When I began this book, I thought it was going to be a tired rehashing. But this book length essay about the challenges involved in harnessing a superintellegence to the ends of man is a surprisingly engaging, fresh, and thoughtful take.

The book is roughly dividable into thirds. What to be afraid of, how a competent actor might try to deal with it, and how to make sure competent actors are put in charge of it.

The first third outlines why we should be afraid of a superintellegent AI. This argument is straightforward, and to me a bit obvious, though it is important to people who have never encountered it before. The parable of the Owl egg is a good summary, and should have been returned to in the conclusion. The two weaker parts of the argument are that a human-level AI should quickly achieve an intellegence explosion and the taxonomy of types of superintellegences. Given the current economic research it is far from obvious that it would not be dramatically harder to get from 1-1 human to machine intellegence to 2-1 than from here to 1-1 (in terms of IQ; in the language of the book, I am referring to 'quality superientellegence'). Therefore, I think the argument rightly needs to lean heavily on the idea that having a whole lot of systems that are of roughly human intelligence would lead to an overall system which is qualitatively superintellegent. The book seems to argue this in the discussion of 'speed superintellegence' but here the book is extremely speculative.

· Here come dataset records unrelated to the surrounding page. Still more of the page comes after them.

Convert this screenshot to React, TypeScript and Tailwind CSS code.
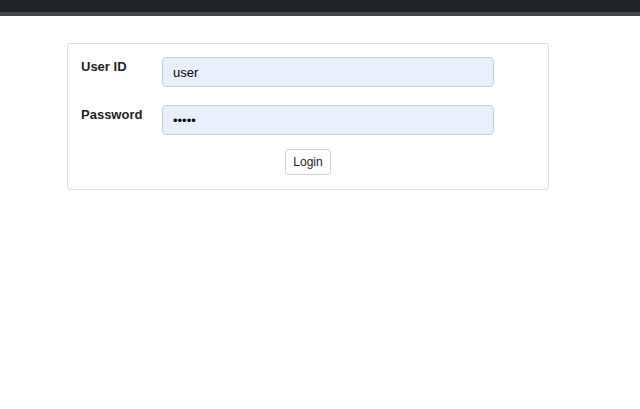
import { useState } from 'react';

const App = () => {
  const [userId, setUserId] = useState('user');
  const [password, setPassword] = useState('12345');

  return (
    <div className="min-h-screen bg-white" style={{ fontFamily: '"Liberation Sans", Arial, sans-serif' }}>
      <div className="h-[16px] bg-[#212529] border-b-4 border-[#454545]" />
      <div className="ml-[67px] mt-[27px] w-[482px] border border-[#dcdcdc] rounded-[3px] px-[13px] pt-[13px] pb-[14px]">
        <div className="flex items-start">
          <label className="w-[81px] text-[13px] font-bold text-[#222]">User ID</label>
          <input
            type="text"
            value={userId}
            onChange={(e) => setUserId(e.target.value)}
            className="w-[332px] h-[30px] px-[10px] bg-[#e8f0fe] border border-[#c8ccd0] rounded-[4px] text-[13px] text-black outline-none"
          />
        </div>
        <div className="flex items-start mt-[18px]">
          <label className="w-[81px] text-[13px] font-bold text-[#222]">Password</label>
          <input
            type="password"
            value={password}
            onChange={(e) => setPassword(e.target.value)}
            className="w-[332px] h-[30px] px-[10px] bg-[#e8f0fe] border border-[#c8ccd0] rounded-[4px] text-[13px] text-black outline-none"
          />
        </div>
        <div className="flex justify-center mt-[14px]">
          <button
            type="button"
            className="w-[46px] h-[26px] bg-white border border-[#cfcfcf] rounded-[3px] text-[12px] text-[#222]"
          >
            Login
          </button>
        </div>
      </div>
    </div>
  );
};

export default App;
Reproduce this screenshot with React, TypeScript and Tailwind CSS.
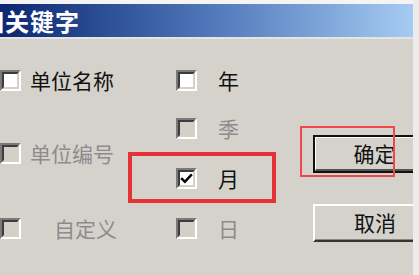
import type { ReactNode } from 'react';

const cjk = { fontFamily: '"Noto Sans CJK SC", "Noto Sans", sans-serif' };

function Box({ checked, enabled }: { checked?: boolean; enabled?: boolean }) {
  return (
    <div className="w-[21px] h-[21px] shrink-0 border-2 border-t-[#7a7a7a] border-l-[#7a7a7a] border-b-white border-r-white">
      <div
        className={`w-full h-full border-2 border-t-[#3c3c3c] border-l-[#3c3c3c] border-b-[#d4d0c8] border-r-[#d4d0c8] flex items-center justify-center ${
          enabled ? 'bg-white' : 'bg-[#d4d0c8]'
        }`}
      >
        {checked && (
          <svg viewBox="0 0 16 16" className="w-[15px] h-[15px]">
            <path d="M2.5 8.5 L6 12 L13.5 4" fill="none" stroke="#000" strokeWidth="3" strokeLinecap="square" />
          </svg>
        )}
      </div>
    </div>
  );
}

function Option({
  label,
  enabled,
  checked,
  gap,
  className = '',
}: {
  label: ReactNode;
  enabled?: boolean;
  checked?: boolean;
  gap: string;
  className?: string;
}) {
  return (
    <div className={`flex items-center h-[24px] ${gap} ${className}`}>
      <Box enabled={enabled} checked={checked} />
      <span
        className={`text-[21px] leading-[24px] whitespace-nowrap ${
          enabled ? 'text-[#111]' : 'text-[#8c8c8c]'
        }`}
      >
        {label}
      </span>
    </div>
  );
}

function Button({ label, primary }: { label: string; primary?: boolean }) {
  return (
    <div
      className={`w-[122px] h-[38px] shrink-0 ${
        primary ? 'border-2 border-[#111]' : 'border-t-2 border-l-2 border-t-white border-l-white border-b-2 border-b-[#333]'
      }`}
    >
      <div
        className={`w-full h-full flex items-center justify-center text-[21px] text-[#111] ${
          primary ? 'border-t border-l border-t-white border-l-white border-b-2 border-b-[#555]' : 'border-b border-b-[#888]'
        }`}
      >
        {label}
      </div>
    </div>
  );
}

export default function App() {
  return (
    <div className="w-[419px] h-[275px] flex bg-white overflow-hidden" style={cjk}>
      <div className="relative w-[413px] h-full flex flex-col bg-[#d5d2cc] overflow-hidden">
        <div className="h-[4px] bg-[#f4f4f4] shrink-0" />
        <div className="h-[33px] shrink-0 bg-gradient-to-r from-[#0c2672] via-[#4f76b8] to-[#a6cbf2] flex items-center overflow-hidden">
          <span className="ml-[-20px] text-white text-[24px] font-bold leading-none tracking-[1px]">相关键字</span>
        </div>
        <div className="h-[2px] bg-[#e6e4df] shrink-0" />

        <div className="flex flex-1 pt-[29px]">
          <div className="flex flex-col w-[176px] shrink-0">
            <Option label="单位名称" enabled gap="gap-[9px]" />
            <Option label="单位编号" gap="gap-[9px]" className="mt-[49px]" />
            <Option label="自定义" gap="gap-[33px]" className="mt-[51px]" />
          </div>
          <div className="flex flex-col w-[137px] shrink-0">
            <Option label="年" enabled gap="gap-[21px]" />
            <Option label="季" gap="gap-[21px]" className="mt-[24px]" />
            <Option label="月" enabled checked gap="gap-[21px]" className="mt-[26px]" />
            <Option label="日" gap="gap-[21px]" className="mt-[26px]" />
          </div>
          <div className="flex flex-col pt-[67px] gap-[31px]">
            <Button label="确定" primary />
            <Button label="取消" />
          </div>
        </div>

        <div className="absolute left-[128px] top-[152px] w-[148px] h-[51px] border-[4px] border-[#e53238]" />
        <div className="absolute left-[300px] top-[126px] w-[95px] h-[51px] border-2 border-[#f0474c]" />
      </div>
      <div className="flex-1 bg-[#ececec]" />
    </div>
  );
}
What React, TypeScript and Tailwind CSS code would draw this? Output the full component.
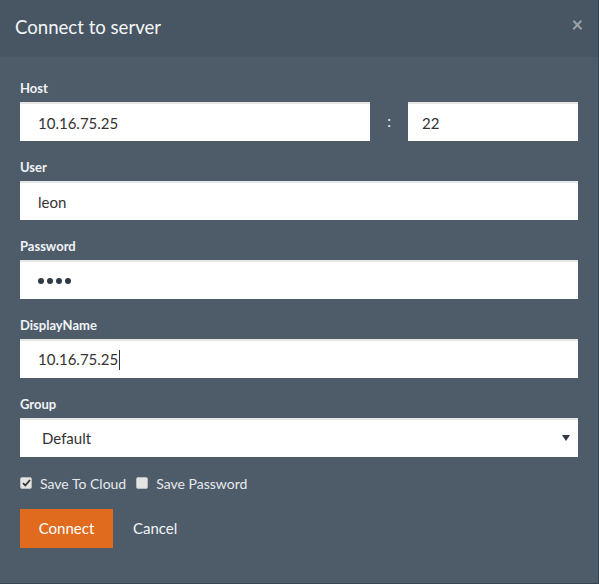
import React from 'react'

const Field = ({ label, children }: { label: string; children: React.ReactNode }) => (
  <div className="mb-[17px]">
    <div className="text-[13px] font-bold leading-[18px] text-[#f1f3f5] mb-[5px]">{label}</div>
    {children}
  </div>
)

const inputCls =
  'h-[39px] w-full bg-white border-t-2 border-[#e6e6e6] px-[18px] text-[15px] text-[#333] outline-none'

const App = () => {
  return (
    <div className="w-[599px] h-[584px] bg-[#4e5c6a] border-r border-b border-[#3a444e] font-['Lato','Liberation_Sans',sans-serif]">
      {/* Header */}
      <div className="h-[57px] bg-[#485562] flex items-center justify-between pl-[15px] pr-[15px]">
        <h1 className="text-[18.6px] text-[#f4f6f8] leading-none -mt-[2px]">Connect to server</h1>
        <span className="text-[20px] font-bold leading-none text-[#9aa3ad] -mt-[9px]">×</span>
      </div>

      <div className="px-[20px] pt-[22px]">
        <Field label="Host">
          <div className="flex items-center">
            <input className={inputCls + ' flex-1'} defaultValue="10.16.75.25" />
            <span className="w-[38px] text-center text-[15px] text-[#f1f3f5]">:</span>
            <input className={inputCls + ' !w-[170px] !px-[14px]'} defaultValue="22" />
          </div>
        </Field>
        <Field label="User">
          <input className={inputCls} defaultValue="leon" />
        </Field>
        <Field label="Password">
          <div className={inputCls + ' flex items-center gap-[3px]'}>
            {[0, 1, 2, 3].map((i) => (
              <span key={i} className="w-[6px] h-[6px] rounded-full bg-[#2f3a46]" />
            ))}
          </div>
        </Field>
        <Field label="DisplayName">
          <div className={inputCls + ' flex items-center'}>
            <span>10.16.75.25</span>
            <span className="w-px h-[20px] bg-[#333] ml-[1px]" />
          </div>
        </Field>
        <Field label="Group">
          <div className={inputCls + ' flex items-center justify-between !pl-[22px] !pr-[8px]'}>
            <span>Default</span>
            <svg width="8" height="7" viewBox="0 0 8 7">
              <path d="M0 0h8L4 6z" fill="#2f3a46" />
            </svg>
          </div>
        </Field>

        <div className="flex items-center text-[14px] text-[#e6e9ec] h-[18px]">
          <span className="w-[12px] h-[12px] rounded-[2px] bg-[#e4e4e4] border border-[#bbb] flex items-center justify-center">
            <svg width="9" height="8" viewBox="0 0 9 8">
              <path d="M1 4.2l2.3 2.3L8 1" stroke="#333" strokeWidth="1.8" fill="none" />
            </svg>
          </span>
          <span className="ml-[8px]">Save To Cloud</span>
          <span className="ml-[10px] w-[12px] h-[12px] rounded-[2px] bg-[#e4e4e4] border border-[#bbb]" />
          <span className="ml-[8px]">Save Password</span>
        </div>

        <div className="flex items-center mt-[17px]">
          <button className="h-[39px] w-[93px] bg-[#e06b1e] text-white text-[15px]">Connect</button>
          <button className="ml-[20px] text-[15px] text-[#f1f3f5]">Cancel</button>
        </div>
      </div>
    </div>
  )
}

export default App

The second section of the book is by far the strongest and most engaging. Once we have developed our oracle, genie or oversoul, how do we go about making sure it doesn't turn us all into paperclips? Several promising approaches are evaluated and rejected. Here too are three sub-issues: preventing the computer from getting too much power before it is vetted, making sure the computer has the right desires, and controlling the computer even if has incorrect desires. It is this last group that leads to some of the most intriguing ideas. If we are worried about an AI making a treacherous turn, could we control it with a version of Pascal's Wager (i.e. try to convince it that it's current existence is just a test, and that if it makes all paperclips it will fail to ascend to - and make paperclips in - the true reality?)? Could we get it to bootstrap its own values by wishing for 'what we should have wished for' or our 'coherent extrapolated volition'? Could we manage an army of superintellegences in a sort of dictatorship? All these questions lead to further, even subtler questions of philosophy and political theory. Truly intriguing.

The last section is a bit weaker. Bostrom argues that a single international body developing AI in peace and harmony is more likely to lead to positive outcomes than a ramshackle race between risk-taking countries or firms. So far so obvious. He also argues that if humans were cleverer we'd probably do a better job of this all. Fair enough, but this last section doesn't have the insight of the middle one.

A good, important read. A version of this book completely focused on the middle section might have gotten 5 stars from me.